— Your instructions —
Reproduce the listing word for word. Skip any image.

********************

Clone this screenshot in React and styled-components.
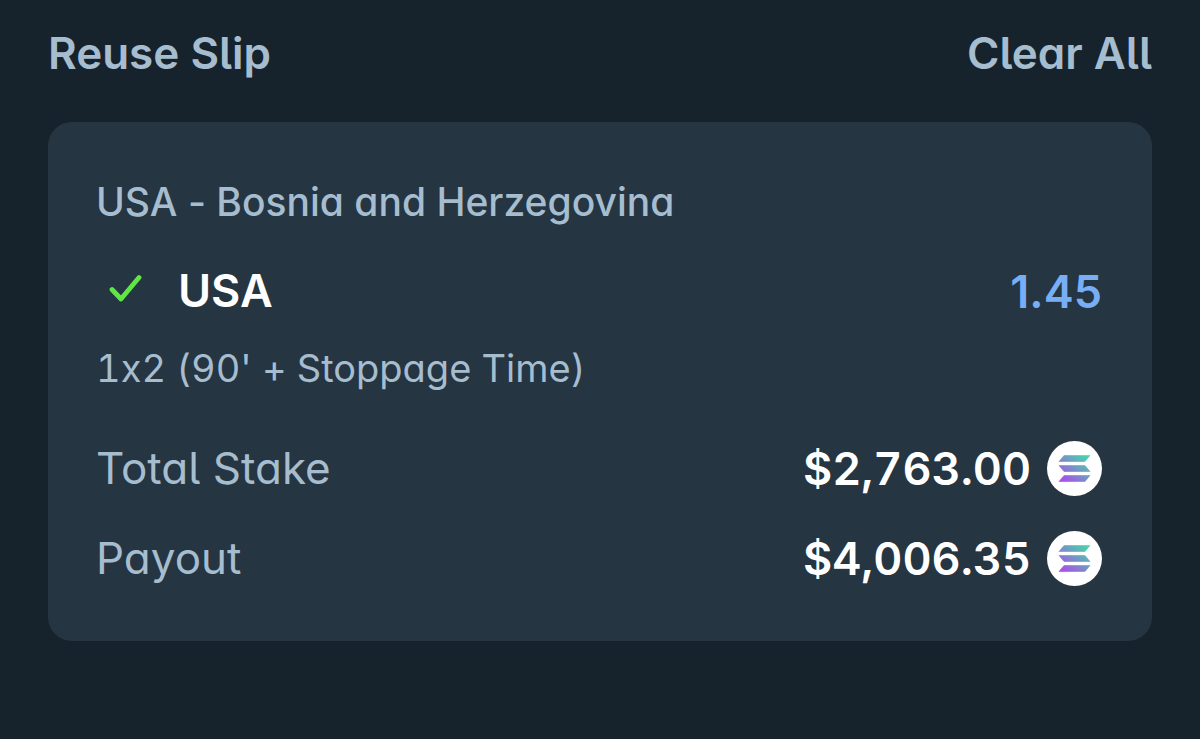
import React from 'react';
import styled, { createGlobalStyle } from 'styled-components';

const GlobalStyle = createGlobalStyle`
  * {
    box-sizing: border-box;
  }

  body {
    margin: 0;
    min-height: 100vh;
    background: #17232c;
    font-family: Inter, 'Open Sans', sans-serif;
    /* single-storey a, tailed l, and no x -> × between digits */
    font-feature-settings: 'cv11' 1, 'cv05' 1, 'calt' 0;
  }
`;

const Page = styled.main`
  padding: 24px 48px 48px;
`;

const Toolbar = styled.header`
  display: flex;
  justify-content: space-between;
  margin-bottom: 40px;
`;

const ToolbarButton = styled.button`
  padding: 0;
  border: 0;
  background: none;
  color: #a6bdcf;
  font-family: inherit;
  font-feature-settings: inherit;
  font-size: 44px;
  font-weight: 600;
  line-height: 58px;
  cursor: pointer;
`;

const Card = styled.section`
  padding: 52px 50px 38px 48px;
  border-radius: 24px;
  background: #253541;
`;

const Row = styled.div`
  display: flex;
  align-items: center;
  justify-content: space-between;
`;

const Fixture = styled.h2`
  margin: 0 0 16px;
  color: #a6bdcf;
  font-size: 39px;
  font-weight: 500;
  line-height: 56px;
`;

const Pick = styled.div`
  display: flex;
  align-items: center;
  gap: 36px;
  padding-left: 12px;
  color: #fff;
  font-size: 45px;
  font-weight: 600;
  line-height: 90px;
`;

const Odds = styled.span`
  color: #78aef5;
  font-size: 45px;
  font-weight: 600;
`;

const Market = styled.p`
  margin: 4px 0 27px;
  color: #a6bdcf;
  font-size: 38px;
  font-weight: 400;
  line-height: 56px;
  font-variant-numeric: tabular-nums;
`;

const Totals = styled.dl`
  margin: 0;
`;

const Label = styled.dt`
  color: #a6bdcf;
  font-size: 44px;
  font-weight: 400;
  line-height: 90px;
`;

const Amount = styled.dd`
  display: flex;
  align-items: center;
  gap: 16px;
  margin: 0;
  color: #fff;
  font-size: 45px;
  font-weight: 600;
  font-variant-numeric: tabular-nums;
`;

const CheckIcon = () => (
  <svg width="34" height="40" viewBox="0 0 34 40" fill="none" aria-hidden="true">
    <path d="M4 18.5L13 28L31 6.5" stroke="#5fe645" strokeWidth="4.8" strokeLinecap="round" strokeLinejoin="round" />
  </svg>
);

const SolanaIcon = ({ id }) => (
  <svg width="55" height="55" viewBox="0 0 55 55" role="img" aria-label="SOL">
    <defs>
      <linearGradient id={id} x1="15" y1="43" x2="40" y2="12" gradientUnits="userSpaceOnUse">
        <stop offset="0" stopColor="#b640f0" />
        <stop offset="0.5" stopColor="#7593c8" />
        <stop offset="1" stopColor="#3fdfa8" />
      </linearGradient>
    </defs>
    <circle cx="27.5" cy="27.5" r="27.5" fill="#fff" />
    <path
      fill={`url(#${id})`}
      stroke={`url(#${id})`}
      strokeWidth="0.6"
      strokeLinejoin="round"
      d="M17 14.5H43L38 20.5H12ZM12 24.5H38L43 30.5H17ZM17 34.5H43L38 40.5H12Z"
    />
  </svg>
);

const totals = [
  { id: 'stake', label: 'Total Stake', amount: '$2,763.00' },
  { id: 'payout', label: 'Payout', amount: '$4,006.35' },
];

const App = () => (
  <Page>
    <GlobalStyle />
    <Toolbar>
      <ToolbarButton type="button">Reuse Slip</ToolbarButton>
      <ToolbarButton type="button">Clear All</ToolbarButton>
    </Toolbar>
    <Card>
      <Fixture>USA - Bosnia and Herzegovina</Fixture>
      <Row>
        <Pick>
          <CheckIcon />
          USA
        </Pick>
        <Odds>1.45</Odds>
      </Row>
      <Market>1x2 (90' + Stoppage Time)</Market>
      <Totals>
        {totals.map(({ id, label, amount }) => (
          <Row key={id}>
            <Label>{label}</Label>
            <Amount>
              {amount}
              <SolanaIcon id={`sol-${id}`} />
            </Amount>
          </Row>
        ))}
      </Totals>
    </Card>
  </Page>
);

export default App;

********************

— Task answer —
Clone this screenshot in React and styled-components.
import React from 'react';
import styled, { createGlobalStyle } from 'styled-components';

const GlobalStyle = createGlobalStyle`
  * {
    box-sizing: border-box;
  }

  body {
    margin: 0;
    min-height: 100vh;
    background: #17232c;
    font-family: Inter, 'Open Sans', sans-serif;
    /* single-storey a, tailed l, and no x -> × between digits */
    font-feature-settings: 'cv11' 1, 'cv05' 1, 'calt' 0;
  }
`;

const Page = styled.main`
  padding: 24px 48px 48px;
`;

const Toolbar = styled.header`
  display: flex;
  justify-content: space-between;
  margin-bottom: 40px;
`;

const ToolbarButton = styled.button`
  padding: 0;
  border: 0;
  background: none;
  color: #a6bdcf;
  font-family: inherit;
  font-feature-settings: inherit;
  font-size: 44px;
  font-weight: 600;
  line-height: 58px;
  cursor: pointer;
`;

const Card = styled.section`
  padding: 52px 50px 38px 48px;
  border-radius: 24px;
  background: #253541;
`;

const Row = styled.div`
  display: flex;
  align-items: center;
  justify-content: space-between;
`;

const Fixture = styled.h2`
  margin: 0 0 16px;
  color: #a6bdcf;
  font-size: 39px;
  font-weight: 500;
  line-height: 56px;
`;

const Pick = styled.div`
  display: flex;
  align-items: center;
  gap: 36px;
  padding-left: 12px;
  color: #fff;
  font-size: 45px;
  font-weight: 600;
  line-height: 90px;
`;

const Odds = styled.span`
  color: #78aef5;
  font-size: 45px;
  font-weight: 600;
`;

const Market = styled.p`
  margin: 4px 0 27px;
  color: #a6bdcf;
  font-size: 38px;
  font-weight: 400;
  line-height: 56px;
  font-variant-numeric: tabular-nums;
`;

const Totals = styled.dl`
  margin: 0;
`;

const Label = styled.dt`
  color: #a6bdcf;
  font-size: 44px;
  font-weight: 400;
  line-height: 90px;
`;

const Amount = styled.dd`
  display: flex;
  align-items: center;
  gap: 16px;
  margin: 0;
  color: #fff;
  font-size: 45px;
  font-weight: 600;
  font-variant-numeric: tabular-nums;
`;

const CheckIcon = () => (
  <svg width="34" height="40" viewBox="0 0 34 40" fill="none" aria-hidden="true">
    <path d="M4 18.5L13 28L31 6.5" stroke="#5fe645" strokeWidth="4.8" strokeLinecap="round" strokeLinejoin="round" />
  </svg>
);

const SolanaIcon = ({ id }) => (
  <svg width="55" height="55" viewBox="0 0 55 55" role="img" aria-label="SOL">
    <defs>
      <linearGradient id={id} x1="15" y1="43" x2="40" y2="12" gradientUnits="userSpaceOnUse">
        <stop offset="0" stopColor="#b640f0" />
        <stop offset="0.5" stopColor="#7593c8" />
        <stop offset="1" stopColor="#3fdfa8" />
      </linearGradient>
    </defs>
    <circle cx="27.5" cy="27.5" r="27.5" fill="#fff" />
    <path
      fill={`url(#${id})`}
      stroke={`url(#${id})`}
      strokeWidth="0.6"
      strokeLinejoin="round"
      d="M17 14.5H43L38 20.5H12ZM12 24.5H38L43 30.5H17ZM17 34.5H43L38 40.5H12Z"
    />
  </svg>
);

const totals = [
  { id: 'stake', label: 'Total Stake', amount: '$2,763.00' },
  { id: 'payout', label: 'Payout', amount: '$4,006.35' },
];

const App = () => (
  <Page>
    <GlobalStyle />
    <Toolbar>
      <ToolbarButton type="button">Reuse Slip</ToolbarButton>
      <ToolbarButton type="button">Clear All</ToolbarButton>
    </Toolbar>
    <Card>
      <Fixture>USA - Bosnia and Herzegovina</Fixture>
      <Row>
        <Pick>
          <CheckIcon />
          USA
        </Pick>
        <Odds>1.45</Odds>
      </Row>
      <Market>1x2 (90' + Stoppage Time)</Market>
      <Totals>
        {totals.map(({ id, label, amount }) => (
          <Row key={id}>
            <Label>{label}</Label>
            <Amount>
              {amount}
              <SolanaIcon id={`sol-${id}`} />
            </Amount>
          </Row>
        ))}
      </Totals>
    </Card>
  </Page>
);

export default App;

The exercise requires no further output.